Album Of The Week: Mandy, Indiana URGH

  • Sacred Bones
  • 2026

Where is Mandy, Indiana? The electronic noise-rock quartet by that name has ties to Paris and Berlin and is based in Manchester, UK, the historic intersection of indie rock and dance music. They were originally called Gary, Indiana, nodding to the industrial wasteland just outside Chicago that yielded the Jacksons and Freddie Gibbs. Their new record label, the bleary experimental rock and electronic hub Sacred Bones, is based in Brooklyn. That's all fine and factual, but it only gets you partway to the question of where Mandy, Indiana really exists.
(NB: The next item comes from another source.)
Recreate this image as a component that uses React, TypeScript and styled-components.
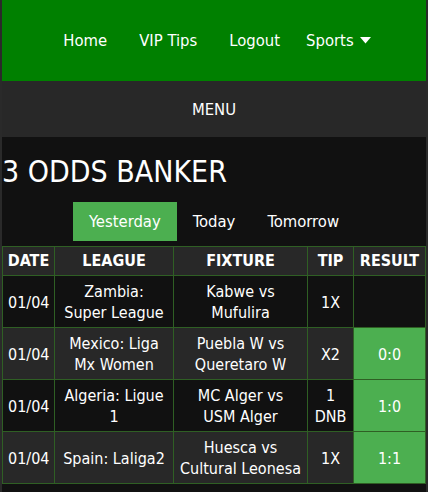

Somewhere outside of time, I'd say. Between dimensions, in a warehouse rave of your imagination. URGH — their second album, out this Friday — bursts forth with familiar pleasures yet is pleasingly difficult to pin down. I hear echoes from across this young century's dark, mechanistic, static-streaked blogger music: the piercing skree and pounding pulse of the DFA's harshest tracks; Crystal Castles bridging the gap between strobe-lit clubs and basements with one lightbulb that host laptop noise shows; Yeezus refracting the Tri Angle Records roster into deconstructed bomb-drop synth beats; the freaked-out howling catharsis of Xiu Xiu at their most unhinged; the drillbit-to-skull intensity of Gilla Band, whose Daniel Fox co-produced the album with Mandy's guitarist Scott Fair.

The list goes on, but Mandy are harnessing all that racket in service of their own spooky vision. Take opening track "Sevastopol," which pivots from abrasive digital bombast to what sounds like an elegant string quartet in a wind tunnel. The aesthetic shifts are not always so jarring but are consistently just as thrilling. "Magazine" gracefully evolves from electro-acoustic percussive clatter to a crisp, skittering groove to an all-out aural assault. On "Life Hex," the backing track morphs from heaving industrial aggression to a spidery programmed beat like it's the most natural transition in the world, all while Valentine Caulfield bounces between barbed French sprechgesang and recitations of the witchy slumber-party incantation "Light as a feather, stiff as a board."

Caulfield's vocals are a marvel here. Every breath is a performance. Sometimes she's whispering, sometimes wailing, sometimes almost rapping, but it's always magnetic. The production further accentuates her charisma, toggling between bare-naked clarity and distorted filters that make her sound as otherworldly as the tunes. She's often speaking French, but when she switches to English, the lyrics pair well with such powerfully frightening music — not least of all on the glitching, pounding finale "I'll Ask Her," a portrait of rape culture that plays like a slowly unfolding natural disaster, blaring alarms included. "And you wouldn't let him date your sister," Caulfield says, exasperated. "But it's different! She's your sister!" As she whips herself into a fervor, the excuses get flimsier, the details more damning: "He brags about getting them drunk, but they're all fucking crazy, man!"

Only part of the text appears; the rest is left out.